When I haven’t thought of those first few notes as my chance to let people know that they were in for a ride. When I haven’t stood at that microphone, listening to the notes drive forward, waiting for the second where the rhythm will trip the switch and I’ll jump in without defense or distraction. And in those last few seconds between plan and action, I always marvel at one thing: how empty I feel.

The emptiness that comes from singing is not, it turns out, entirely metaphorical. However, as I draw in that last breath, it always feels like the air I’m inhaling is filling in a the hollow shell of my body. As if someone had replaced the real me with a life-size fiberglass statue. Like the statue at the door of every Frisch’s Big Boy; it looks imposing, but it’s just a lightweight, empty shell. And once that shell is filled with air, the air doesn’t just pass my vocal cords and create music, it seems to swirl and whirl inside me. Before I can even expel it, it needs to create some kind of tornado inside of me, and when that tornado finally becomes too powerful to contain in the hollow shell of my body, I open my mouth, and that’s what the audience hears: an echo of a powerful tornado escaping from the giant cavern inside of me. Raw power, to be tinted and flavored with whatever emotional resonance I choose to add to it. But the emptiness is like an accelerant, making the sad notes sadder and the bright notes more hopeful. 

I was never formally trained in music. I played the trombone in junior high band, as well as you can play when you refuse to practice. As far as singing goes, though, everything I know about the voice and breath control I learned from listening to vocalists I loved and trying to imitate them. Two of the vocalists who affected me most profoundly were Gregg Allman and Otis Redding. To this day, it’s hard for me to pinpoint what I identified most with both of these artists. Like many things, there was a certain shock of recognition that went through my body the first time I heard either of them. I still remember both instances (my aunt had left an Atlantic Records sampler LP at my grandparents’ house when she moved out and “(Sittin’ On The) Dock Of The Bay” was one of the songs… my father owned The Allman Brothers Eat A Peach double-album. I remember trying to understand the gatefold art when Gregg began singing on the opening track, “Ain’t Wastin’ Time No More”. All I knew when I heard these songs for the first time was how much I wanted to sing like those men. Perhaps it was the sadness in their voices that I connected with. Perhaps it was the first time I’d ever heard men sounding simultaneously vulnerable and defiant; their voices so powerful and gritty that it made the sadness seem more pronounced. Either way, I wanted to be like them.

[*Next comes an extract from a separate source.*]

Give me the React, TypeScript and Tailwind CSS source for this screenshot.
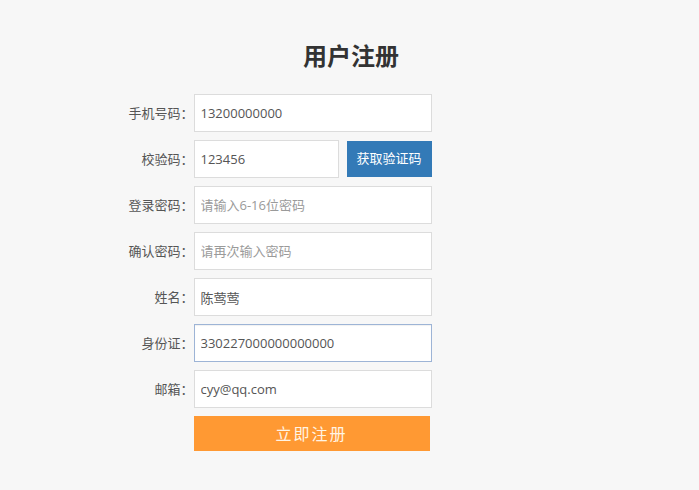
import React from "react";

const font = { fontFamily: '"Open Sans", "Noto Sans CJK SC", sans-serif' };

function Row({ label, children }: { label: string; children: React.ReactNode }) {
  return (
    <div className="flex items-center h-[38px]">
      <label className="w-[94px] shrink-0 text-right text-[13px] text-[#555] leading-none">{label}</label>
      {children}
    </div>
  );
}

function Field({ value, placeholder, focused, width }: { value?: string; placeholder?: string; focused?: boolean; width?: string }) {
  return (
    <input
      readOnly
      value={value ?? ""}
      placeholder={placeholder}
      className={
        (width ?? "w-[238px]") +
        " h-[38px] bg-white border px-[6px] text-[13px] text-[#555] placeholder:text-[#9a9a9a] outline-none " +
        (focused ? "border-[#9db4d6] shadow-[inset_0_1px_1px_rgba(0,0,0,0.06)]" : "border-[#dcdcdc]")
      }
      style={font}
    />
  );
}

export default function App() {
  return (
    <div className="min-h-screen bg-[#f7f7f7] pt-[40px]" style={font}>
      <h1 className="text-center pl-[3px] text-[24px] leading-[32px] font-bold text-[#333]">用户注册</h1>
      <div className="mx-auto w-[500px] mt-[22px] flex flex-col gap-2">
        <Row label="手机号码：">
          <Field value="13200000000" />
        </Row>
        <Row label="校验码：">
          <Field value="123456" width="w-[145px]" />
          <button className="ml-[8px] w-[85px] h-[36px] bg-[#337ab7] text-white text-[13px]" style={font}>
            获取验证码
          </button>
        </Row>
        <Row label="登录密码：">
          <Field placeholder="请输入6-16位密码" />
        </Row>
        <Row label="确认密码：">
          <Field placeholder="请再次输入密码" />
        </Row>
        <Row label="姓名：">
          <Field value="陈莺莺" />
        </Row>
        <Row label="身份证：">
          <Field value="330227000000000000" focused />
        </Row>
        <Row label="邮箱：">
          <Field value="cyy@qq.com" />
        </Row>
        <div className="flex h-[35px]">
          <div className="w-[94px] shrink-0" />
          <button className="w-[236px] h-[35px] bg-[#ff9933] text-[#fff4e4] text-[16px] tracking-[2px]" style={font}>
            立即注册
          </button>
        </div>
      </div>
    </div>
  );
}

I spent years learning to emulate the styles of Otis Redding and Gregg Allman (among others). Trying to make my voice sound more like theirs. Learning how to hold my throat, how to control my breath to give the notes the same aural resonance. What I learned (unwittingly) was technique. What I gained was so much more. Because the “empty” feeling that I learned was just a trick of vocal technique. It was a physical trick my mind played on me when I learned about intentional, diaphragmatic breathing. The peace that I felt was similar to the first calming glimpse of peace that comes with deep breathing to begin meditation. It’s why we tell hysterical people to take deep breaths. It’s calming and centering. Purifying.

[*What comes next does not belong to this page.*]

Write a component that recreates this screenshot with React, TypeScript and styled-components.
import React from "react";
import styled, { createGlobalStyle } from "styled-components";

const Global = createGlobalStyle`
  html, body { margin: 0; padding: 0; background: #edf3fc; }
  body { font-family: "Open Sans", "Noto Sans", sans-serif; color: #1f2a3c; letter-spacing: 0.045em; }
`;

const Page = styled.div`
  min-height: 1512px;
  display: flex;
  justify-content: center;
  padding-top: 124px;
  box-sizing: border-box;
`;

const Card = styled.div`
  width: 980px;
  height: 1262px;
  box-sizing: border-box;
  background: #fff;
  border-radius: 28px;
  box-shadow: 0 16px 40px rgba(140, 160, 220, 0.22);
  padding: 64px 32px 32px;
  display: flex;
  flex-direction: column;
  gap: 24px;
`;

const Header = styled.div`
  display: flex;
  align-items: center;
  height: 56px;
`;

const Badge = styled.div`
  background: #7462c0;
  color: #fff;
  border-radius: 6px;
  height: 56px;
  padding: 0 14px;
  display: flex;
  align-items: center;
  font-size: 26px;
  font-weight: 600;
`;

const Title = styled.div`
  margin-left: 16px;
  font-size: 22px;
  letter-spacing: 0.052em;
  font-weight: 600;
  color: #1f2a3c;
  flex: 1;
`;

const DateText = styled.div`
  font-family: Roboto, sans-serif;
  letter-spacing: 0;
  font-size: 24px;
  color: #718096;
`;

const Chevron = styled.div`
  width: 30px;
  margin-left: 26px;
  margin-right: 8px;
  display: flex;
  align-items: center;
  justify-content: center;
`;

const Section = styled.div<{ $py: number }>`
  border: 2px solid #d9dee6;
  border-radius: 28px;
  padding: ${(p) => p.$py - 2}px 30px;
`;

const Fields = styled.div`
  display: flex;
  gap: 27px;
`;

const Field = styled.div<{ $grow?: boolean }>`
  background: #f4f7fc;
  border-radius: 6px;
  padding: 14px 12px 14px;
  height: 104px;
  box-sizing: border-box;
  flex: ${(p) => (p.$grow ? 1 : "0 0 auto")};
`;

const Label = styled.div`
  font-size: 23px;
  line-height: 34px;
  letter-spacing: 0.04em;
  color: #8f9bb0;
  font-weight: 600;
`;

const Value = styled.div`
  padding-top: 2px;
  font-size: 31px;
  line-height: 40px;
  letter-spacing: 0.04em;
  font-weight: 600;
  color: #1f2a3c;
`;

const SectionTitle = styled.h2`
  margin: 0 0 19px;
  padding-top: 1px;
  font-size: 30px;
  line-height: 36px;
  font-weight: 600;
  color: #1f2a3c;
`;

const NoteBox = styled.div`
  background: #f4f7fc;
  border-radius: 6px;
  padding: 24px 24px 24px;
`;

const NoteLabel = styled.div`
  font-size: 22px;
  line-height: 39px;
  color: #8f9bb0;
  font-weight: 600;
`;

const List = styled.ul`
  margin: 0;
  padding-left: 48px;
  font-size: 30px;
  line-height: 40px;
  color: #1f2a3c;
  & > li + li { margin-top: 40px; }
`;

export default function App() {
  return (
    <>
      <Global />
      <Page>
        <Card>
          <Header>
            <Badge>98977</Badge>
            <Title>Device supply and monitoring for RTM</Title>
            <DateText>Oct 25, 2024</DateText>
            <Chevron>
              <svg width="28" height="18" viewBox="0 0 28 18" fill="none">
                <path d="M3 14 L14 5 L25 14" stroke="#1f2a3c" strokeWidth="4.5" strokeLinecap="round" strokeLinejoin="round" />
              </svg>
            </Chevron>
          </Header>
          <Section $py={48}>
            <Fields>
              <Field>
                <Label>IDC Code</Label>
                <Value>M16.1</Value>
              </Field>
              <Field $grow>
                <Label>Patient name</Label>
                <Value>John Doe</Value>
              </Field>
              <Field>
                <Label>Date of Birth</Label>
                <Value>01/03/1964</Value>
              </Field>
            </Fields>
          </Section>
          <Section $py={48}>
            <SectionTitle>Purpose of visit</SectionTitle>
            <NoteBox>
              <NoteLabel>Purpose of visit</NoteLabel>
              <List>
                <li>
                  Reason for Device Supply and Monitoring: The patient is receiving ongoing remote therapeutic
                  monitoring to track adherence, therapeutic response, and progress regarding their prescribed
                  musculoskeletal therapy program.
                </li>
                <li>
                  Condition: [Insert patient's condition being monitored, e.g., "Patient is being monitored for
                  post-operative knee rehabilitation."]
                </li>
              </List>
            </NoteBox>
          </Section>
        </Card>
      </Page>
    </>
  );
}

But it’s from that calm, centered place that Gregg Allman and Otis Redding brought their true emotions forward. Technically, it’s the place that all singing comes from, but there’s a spiritual element, as well. Uncluttered by random or excessive emotion, Gregg Allman and Otis Redding could bring any emotion they wanted to the song, pure and unfiltered and complete. It’s the gift of technique, really. The technique clears us to be honest with the lyrics, and allows more of our own emotional state to run directly into the song. Because any singer ends up doing this. Kevin Federline and the singer from Right Said Fred followed the technique, but when stripped to that bare moment, there appeared to be very little emotion upon which they could build. Shallow people become shallow singers; the best can rely on technique to carry them through a soul-less performance, while others just grate away. Not so with the singers I love. Gregg Allman and Otis Redding, when centered and clear, had a blank canvas upon which to display their souls, and it was magnificent. And it roared and it echoed and it transmitted pure emotion. And it moved us, as listeners, as if we were experiencing the singer’s emotions, firsthand.

So when I sing, in the moment before the music’s intro ends and my first words are sung, I imagine the snap of the first line, as direct and honest as an Ali right-hand lead. And I imagine the look when an audience not only hears the lyrics, but feels them. The way I feel them. Because the song is coming out of me with the force of hurricane, sweeping up all of the unfiltered emotion I feel, joyfully churning and gaining power within the empty place where all music starts.